**** Records for the exercise ****
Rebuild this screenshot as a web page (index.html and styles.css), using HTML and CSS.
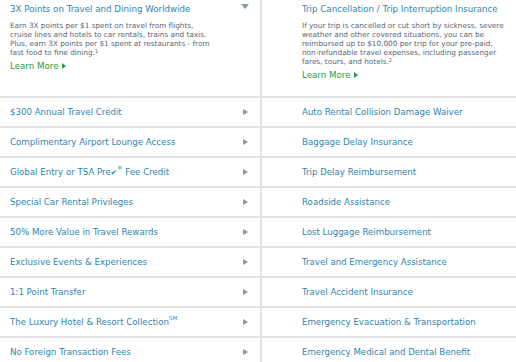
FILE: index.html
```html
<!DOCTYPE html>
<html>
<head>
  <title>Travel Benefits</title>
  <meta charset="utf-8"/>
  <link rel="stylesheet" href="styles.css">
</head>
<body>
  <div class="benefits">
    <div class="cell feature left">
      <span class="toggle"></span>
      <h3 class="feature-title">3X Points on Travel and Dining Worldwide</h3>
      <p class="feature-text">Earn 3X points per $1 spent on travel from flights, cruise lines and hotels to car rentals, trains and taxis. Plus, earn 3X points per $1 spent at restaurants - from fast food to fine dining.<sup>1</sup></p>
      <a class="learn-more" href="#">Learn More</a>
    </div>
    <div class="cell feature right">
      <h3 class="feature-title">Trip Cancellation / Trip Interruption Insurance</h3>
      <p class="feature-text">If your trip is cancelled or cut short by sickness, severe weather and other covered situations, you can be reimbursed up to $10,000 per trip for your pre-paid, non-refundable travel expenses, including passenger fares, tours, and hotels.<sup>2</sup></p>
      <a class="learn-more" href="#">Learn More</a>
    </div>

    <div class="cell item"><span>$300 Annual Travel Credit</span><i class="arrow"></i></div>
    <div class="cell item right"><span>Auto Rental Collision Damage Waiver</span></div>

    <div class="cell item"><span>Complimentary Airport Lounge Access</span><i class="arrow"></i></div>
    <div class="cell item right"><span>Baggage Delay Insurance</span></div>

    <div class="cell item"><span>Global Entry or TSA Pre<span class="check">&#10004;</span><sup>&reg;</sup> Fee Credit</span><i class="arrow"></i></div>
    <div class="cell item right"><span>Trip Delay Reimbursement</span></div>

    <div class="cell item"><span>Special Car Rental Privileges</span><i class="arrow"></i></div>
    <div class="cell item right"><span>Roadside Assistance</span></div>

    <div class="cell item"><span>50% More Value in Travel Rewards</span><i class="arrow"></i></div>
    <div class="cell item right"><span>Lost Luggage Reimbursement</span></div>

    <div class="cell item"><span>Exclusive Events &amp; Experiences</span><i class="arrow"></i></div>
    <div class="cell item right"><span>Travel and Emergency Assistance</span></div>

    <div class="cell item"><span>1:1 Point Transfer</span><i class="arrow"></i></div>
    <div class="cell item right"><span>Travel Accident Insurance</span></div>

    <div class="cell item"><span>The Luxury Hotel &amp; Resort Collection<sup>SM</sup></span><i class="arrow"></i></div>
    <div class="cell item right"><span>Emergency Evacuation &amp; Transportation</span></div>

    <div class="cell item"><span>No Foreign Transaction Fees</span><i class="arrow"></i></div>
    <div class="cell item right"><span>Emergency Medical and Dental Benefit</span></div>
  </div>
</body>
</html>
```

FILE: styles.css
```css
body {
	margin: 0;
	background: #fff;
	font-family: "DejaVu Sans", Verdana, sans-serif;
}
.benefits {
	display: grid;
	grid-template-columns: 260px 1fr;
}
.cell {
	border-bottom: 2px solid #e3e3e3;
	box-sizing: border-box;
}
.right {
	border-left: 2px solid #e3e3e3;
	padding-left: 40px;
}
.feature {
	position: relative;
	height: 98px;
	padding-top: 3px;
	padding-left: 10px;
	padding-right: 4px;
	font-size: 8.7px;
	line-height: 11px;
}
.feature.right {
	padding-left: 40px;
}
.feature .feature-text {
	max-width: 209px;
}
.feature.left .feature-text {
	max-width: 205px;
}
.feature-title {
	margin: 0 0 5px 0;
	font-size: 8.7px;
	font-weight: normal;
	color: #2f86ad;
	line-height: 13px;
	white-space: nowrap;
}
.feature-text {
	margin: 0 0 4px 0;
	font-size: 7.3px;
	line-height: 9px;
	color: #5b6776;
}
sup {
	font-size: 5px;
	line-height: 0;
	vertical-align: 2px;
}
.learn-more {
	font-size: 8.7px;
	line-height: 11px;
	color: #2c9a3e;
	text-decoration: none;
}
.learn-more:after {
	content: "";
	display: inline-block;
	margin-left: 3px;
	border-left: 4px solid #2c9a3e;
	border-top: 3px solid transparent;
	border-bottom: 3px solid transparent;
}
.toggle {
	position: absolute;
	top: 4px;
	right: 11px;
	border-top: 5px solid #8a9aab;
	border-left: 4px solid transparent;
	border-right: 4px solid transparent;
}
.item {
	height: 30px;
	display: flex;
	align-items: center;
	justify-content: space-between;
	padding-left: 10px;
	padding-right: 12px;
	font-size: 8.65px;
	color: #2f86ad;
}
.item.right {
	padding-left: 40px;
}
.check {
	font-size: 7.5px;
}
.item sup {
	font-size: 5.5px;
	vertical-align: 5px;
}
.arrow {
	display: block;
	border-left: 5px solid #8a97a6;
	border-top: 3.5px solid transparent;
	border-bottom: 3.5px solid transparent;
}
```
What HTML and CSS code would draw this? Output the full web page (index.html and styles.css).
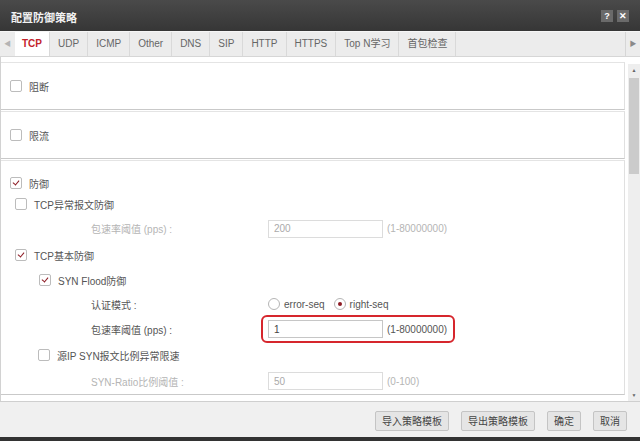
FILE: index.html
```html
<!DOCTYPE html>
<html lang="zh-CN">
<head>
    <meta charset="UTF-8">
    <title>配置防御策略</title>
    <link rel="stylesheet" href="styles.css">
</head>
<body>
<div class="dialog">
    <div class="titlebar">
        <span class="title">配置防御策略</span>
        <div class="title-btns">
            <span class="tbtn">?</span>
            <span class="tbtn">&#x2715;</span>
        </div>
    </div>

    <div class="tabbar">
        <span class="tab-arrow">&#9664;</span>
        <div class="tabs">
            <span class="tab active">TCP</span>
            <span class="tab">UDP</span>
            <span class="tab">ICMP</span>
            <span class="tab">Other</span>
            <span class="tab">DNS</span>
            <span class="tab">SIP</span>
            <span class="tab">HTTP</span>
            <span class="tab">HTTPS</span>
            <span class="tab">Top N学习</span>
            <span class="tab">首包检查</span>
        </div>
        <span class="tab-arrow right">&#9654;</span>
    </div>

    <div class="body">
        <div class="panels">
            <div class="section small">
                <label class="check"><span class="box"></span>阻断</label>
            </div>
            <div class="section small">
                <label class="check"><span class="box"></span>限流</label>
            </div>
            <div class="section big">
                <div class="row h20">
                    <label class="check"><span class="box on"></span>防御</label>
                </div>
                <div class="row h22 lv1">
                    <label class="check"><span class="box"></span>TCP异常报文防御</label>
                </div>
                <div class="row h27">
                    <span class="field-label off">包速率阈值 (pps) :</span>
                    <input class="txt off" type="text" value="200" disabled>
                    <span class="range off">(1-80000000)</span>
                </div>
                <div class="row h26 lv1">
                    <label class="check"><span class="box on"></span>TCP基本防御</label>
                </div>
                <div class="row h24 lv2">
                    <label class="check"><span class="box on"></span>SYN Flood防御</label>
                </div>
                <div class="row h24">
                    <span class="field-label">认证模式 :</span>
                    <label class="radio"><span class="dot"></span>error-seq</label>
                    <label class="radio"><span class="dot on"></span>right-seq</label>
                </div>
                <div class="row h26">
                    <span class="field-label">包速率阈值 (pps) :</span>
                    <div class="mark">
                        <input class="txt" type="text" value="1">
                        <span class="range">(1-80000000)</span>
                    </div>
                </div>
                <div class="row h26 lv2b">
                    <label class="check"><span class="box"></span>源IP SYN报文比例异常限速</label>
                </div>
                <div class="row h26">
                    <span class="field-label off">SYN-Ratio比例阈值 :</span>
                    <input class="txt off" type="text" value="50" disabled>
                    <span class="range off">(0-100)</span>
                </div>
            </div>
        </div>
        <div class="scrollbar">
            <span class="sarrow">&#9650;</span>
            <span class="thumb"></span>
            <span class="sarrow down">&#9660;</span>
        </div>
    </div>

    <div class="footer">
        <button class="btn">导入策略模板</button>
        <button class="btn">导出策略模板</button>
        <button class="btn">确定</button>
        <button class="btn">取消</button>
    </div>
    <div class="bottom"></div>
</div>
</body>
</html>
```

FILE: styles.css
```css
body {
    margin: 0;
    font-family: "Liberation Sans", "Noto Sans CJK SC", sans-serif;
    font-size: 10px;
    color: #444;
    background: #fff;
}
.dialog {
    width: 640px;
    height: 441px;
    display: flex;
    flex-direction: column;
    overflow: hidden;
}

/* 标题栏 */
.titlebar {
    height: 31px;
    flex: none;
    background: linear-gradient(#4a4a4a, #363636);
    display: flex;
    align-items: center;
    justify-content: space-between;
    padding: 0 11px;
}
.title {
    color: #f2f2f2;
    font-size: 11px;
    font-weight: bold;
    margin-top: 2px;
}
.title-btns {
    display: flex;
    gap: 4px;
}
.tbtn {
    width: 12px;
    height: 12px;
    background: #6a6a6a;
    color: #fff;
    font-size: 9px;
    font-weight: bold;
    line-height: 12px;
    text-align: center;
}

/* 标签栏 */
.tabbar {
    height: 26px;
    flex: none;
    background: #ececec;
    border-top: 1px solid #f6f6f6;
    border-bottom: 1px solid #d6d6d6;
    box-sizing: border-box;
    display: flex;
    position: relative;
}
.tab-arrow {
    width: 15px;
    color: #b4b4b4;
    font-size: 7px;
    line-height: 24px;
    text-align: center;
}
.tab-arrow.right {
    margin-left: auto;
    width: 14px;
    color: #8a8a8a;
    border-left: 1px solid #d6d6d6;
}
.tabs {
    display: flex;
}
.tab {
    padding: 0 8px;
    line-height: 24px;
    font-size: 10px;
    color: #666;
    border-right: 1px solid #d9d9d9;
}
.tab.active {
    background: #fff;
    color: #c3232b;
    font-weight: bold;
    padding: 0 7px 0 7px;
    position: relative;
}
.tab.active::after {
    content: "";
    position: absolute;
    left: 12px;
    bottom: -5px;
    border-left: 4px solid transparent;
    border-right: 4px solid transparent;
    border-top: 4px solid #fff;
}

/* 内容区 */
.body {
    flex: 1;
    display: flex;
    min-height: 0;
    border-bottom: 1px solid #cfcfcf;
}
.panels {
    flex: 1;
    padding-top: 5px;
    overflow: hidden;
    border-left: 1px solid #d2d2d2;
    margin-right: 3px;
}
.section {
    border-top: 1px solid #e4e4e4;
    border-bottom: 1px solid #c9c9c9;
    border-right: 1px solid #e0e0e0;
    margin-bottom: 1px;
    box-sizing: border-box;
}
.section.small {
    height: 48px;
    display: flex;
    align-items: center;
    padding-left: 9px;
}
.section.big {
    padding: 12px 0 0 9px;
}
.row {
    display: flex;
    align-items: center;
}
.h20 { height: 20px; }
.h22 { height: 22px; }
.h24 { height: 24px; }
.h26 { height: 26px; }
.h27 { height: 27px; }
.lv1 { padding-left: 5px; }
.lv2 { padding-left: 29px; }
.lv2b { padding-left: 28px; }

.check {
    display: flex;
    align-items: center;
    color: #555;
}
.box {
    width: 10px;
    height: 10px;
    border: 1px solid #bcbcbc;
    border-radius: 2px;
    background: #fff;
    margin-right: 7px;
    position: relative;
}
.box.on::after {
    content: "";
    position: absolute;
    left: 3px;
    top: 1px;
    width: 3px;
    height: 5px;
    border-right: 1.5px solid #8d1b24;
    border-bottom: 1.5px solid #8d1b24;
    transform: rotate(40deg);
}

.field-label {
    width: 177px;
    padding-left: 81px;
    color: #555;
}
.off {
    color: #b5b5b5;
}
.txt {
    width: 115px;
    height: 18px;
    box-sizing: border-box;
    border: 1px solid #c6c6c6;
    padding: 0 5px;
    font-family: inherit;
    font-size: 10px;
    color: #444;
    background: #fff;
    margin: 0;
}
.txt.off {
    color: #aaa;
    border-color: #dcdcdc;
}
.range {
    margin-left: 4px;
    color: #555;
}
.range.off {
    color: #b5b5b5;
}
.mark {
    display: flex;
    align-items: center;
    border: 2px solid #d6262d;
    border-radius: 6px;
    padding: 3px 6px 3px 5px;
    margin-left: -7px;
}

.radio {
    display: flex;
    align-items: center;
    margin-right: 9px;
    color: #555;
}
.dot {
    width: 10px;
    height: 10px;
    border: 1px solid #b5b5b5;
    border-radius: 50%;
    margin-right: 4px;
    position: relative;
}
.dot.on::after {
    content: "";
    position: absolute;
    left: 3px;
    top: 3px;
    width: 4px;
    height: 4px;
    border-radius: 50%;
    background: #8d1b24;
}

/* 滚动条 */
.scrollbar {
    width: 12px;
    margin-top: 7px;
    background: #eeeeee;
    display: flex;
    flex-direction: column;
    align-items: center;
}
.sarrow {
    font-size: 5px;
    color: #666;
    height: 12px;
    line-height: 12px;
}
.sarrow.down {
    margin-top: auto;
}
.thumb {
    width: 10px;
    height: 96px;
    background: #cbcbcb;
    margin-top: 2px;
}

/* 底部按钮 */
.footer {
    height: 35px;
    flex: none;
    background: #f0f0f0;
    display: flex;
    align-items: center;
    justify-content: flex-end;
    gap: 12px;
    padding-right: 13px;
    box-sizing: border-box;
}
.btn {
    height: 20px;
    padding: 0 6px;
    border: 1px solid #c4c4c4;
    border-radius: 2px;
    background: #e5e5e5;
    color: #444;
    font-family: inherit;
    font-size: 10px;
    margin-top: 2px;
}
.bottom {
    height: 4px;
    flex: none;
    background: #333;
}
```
****
**** Records for the exercise ****
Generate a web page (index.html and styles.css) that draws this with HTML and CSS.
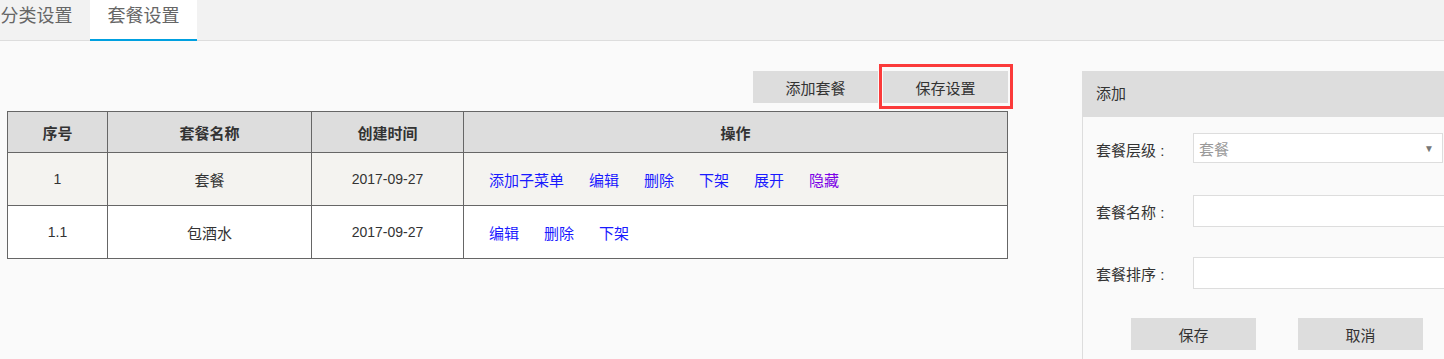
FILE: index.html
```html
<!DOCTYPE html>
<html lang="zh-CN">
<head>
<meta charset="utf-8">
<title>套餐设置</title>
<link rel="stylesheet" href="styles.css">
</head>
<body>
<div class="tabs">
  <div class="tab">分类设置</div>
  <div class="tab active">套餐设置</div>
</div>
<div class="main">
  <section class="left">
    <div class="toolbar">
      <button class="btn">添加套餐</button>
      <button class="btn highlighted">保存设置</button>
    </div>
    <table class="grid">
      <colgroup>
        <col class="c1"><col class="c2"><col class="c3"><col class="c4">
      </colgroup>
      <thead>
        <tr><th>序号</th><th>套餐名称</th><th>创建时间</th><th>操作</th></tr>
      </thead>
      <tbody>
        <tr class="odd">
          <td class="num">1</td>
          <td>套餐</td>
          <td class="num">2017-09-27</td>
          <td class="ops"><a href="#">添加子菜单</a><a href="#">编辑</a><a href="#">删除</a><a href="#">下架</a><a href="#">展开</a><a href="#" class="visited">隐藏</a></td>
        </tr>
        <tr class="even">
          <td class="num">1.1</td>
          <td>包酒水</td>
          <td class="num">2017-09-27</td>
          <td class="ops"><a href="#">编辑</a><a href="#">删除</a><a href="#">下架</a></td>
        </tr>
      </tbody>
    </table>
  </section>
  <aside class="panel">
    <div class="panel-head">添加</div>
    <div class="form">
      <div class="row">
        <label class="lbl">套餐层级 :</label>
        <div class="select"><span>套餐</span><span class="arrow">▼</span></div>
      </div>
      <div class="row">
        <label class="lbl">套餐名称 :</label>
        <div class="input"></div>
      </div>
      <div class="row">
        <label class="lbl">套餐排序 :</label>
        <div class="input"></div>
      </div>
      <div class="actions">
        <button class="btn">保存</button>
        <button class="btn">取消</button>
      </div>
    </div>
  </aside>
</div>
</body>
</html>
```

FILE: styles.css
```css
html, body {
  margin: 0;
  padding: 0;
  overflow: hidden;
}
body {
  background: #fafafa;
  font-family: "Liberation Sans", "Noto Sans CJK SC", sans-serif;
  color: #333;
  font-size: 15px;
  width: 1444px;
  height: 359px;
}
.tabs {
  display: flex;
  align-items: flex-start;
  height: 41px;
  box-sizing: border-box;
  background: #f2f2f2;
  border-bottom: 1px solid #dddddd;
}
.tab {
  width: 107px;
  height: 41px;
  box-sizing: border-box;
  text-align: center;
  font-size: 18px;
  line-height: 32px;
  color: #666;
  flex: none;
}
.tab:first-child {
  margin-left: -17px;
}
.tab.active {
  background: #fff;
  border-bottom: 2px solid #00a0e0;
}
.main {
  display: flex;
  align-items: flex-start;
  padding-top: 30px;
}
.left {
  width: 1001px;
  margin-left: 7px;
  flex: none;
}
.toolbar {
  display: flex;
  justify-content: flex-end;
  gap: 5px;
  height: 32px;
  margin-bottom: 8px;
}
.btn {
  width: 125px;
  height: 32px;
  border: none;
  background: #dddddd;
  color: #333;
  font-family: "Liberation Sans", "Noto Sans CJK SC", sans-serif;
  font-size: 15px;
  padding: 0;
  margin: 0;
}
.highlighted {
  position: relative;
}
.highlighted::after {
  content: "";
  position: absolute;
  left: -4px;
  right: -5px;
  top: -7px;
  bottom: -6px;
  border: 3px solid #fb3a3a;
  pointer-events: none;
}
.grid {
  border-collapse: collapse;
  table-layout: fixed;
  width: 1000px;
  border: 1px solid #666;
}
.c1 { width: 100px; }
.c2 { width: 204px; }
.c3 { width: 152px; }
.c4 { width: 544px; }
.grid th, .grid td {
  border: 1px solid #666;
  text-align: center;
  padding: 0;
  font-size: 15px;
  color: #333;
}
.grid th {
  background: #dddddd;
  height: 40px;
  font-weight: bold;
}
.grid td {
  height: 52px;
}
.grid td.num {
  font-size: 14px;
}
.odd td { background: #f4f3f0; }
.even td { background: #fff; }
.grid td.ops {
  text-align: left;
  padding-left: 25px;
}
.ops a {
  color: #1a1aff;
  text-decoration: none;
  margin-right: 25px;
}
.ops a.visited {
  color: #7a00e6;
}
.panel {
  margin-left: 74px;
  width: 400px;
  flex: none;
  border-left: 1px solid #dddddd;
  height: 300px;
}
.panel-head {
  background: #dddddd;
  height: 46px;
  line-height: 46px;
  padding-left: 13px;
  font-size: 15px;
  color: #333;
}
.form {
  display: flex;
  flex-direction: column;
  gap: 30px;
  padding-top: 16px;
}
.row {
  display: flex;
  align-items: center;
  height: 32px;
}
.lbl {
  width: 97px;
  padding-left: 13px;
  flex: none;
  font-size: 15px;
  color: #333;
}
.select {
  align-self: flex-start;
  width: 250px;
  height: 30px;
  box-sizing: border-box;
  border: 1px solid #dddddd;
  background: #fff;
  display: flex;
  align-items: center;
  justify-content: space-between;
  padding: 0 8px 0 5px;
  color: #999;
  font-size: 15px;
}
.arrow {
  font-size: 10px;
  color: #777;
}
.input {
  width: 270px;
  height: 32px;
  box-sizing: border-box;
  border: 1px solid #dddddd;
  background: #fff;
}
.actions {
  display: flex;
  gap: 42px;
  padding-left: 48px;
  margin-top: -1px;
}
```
****
Exercise directions:
State how many lines above contain the string "this", with no other words.

Output of the exercise:
3